0: https://huggingface.co/models?pipeline_tag=graph-ml&sort=tre...

1: https://github.com/Microsoft/Graphormer

2: https://github.com/pygod-team/pygod

3: https://github.com/DeepGraphLearning/ULTRA

4: https://huggingface.co/riship-nv/RGCN

5: https://github.com/EdisonLeeeee/GreatX

6: https://edisonleeeee.github.io/projects.html

7: https://github.com/Orbifold/pyg-link-prediction

semihsalihoglu · on Jan 11, 2024

You seem to have done some research already but let me answer briefly: GNNs and what I covered in the blog post, "RAG over structured data", are not connected. They are approaches to solve 2 different problems. GNNs: Let's forget about LLMs completely. GNN is a term given to a specific ML models where the model layers follow a graph structure. Suppose you have some data that represents real-world entities and you have features, i.e., some vector of floating numbers representing properties of these entities. Then if you want to run some predictive task on these entities, e.g., your entities are customers and products, and you want to predict who could buy a product so you can recommend these products to customers. Then there are a suite of ML tools you can use if you could represent your entities as vectors themselves, e.g., then you can use distances between these vector-representations as indication of closeness/similarity and you could recommend products to a customer A that were bought by customers that are close to A's vector representation. This is what's embedding of these entities in a vector space. One way to embed your entities is to run the nodes through an ML model that takes their features as input and produces another set of vectors (you could use the features alone as embeddings but they are not really trained and often have higher dimensions compared to the embedded vectors' dimensions). GNNs are a specific versions of such ML models where the entities and relationships between entities are modeled as a graph. And the model's architecture, i.e., the operations that it does on the feature vectors, depends on the structure of this graph. (edited)

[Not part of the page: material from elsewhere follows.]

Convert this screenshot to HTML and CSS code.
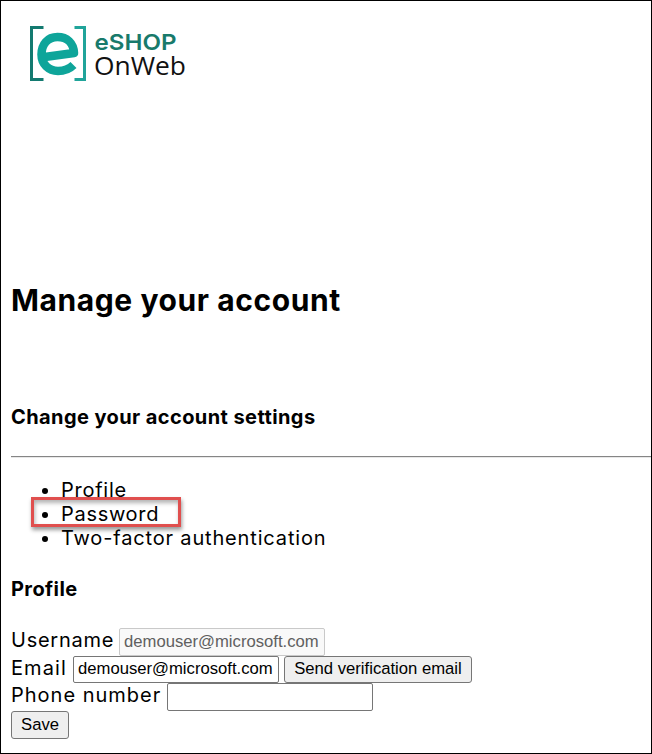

In short, GNNs are not deeply connected to LLMs.

GNNs became very popular several years ago because they were the only ML architectures where you could incorporate into the model and training objective not just the features but also connections between features. And they dominated academia until LLMs. In practice, I don't think they're as popular as they are in academia but afaik several major companies, such as Pinterest based their recommendation engines on models that had GNN architecture.

But one can imagine building applications that use a mix of these technologies. You can use GNNs to create embeddings of KGs and the use these embeddings to extract information during retrieval in a RAG system. All these combinations are possible.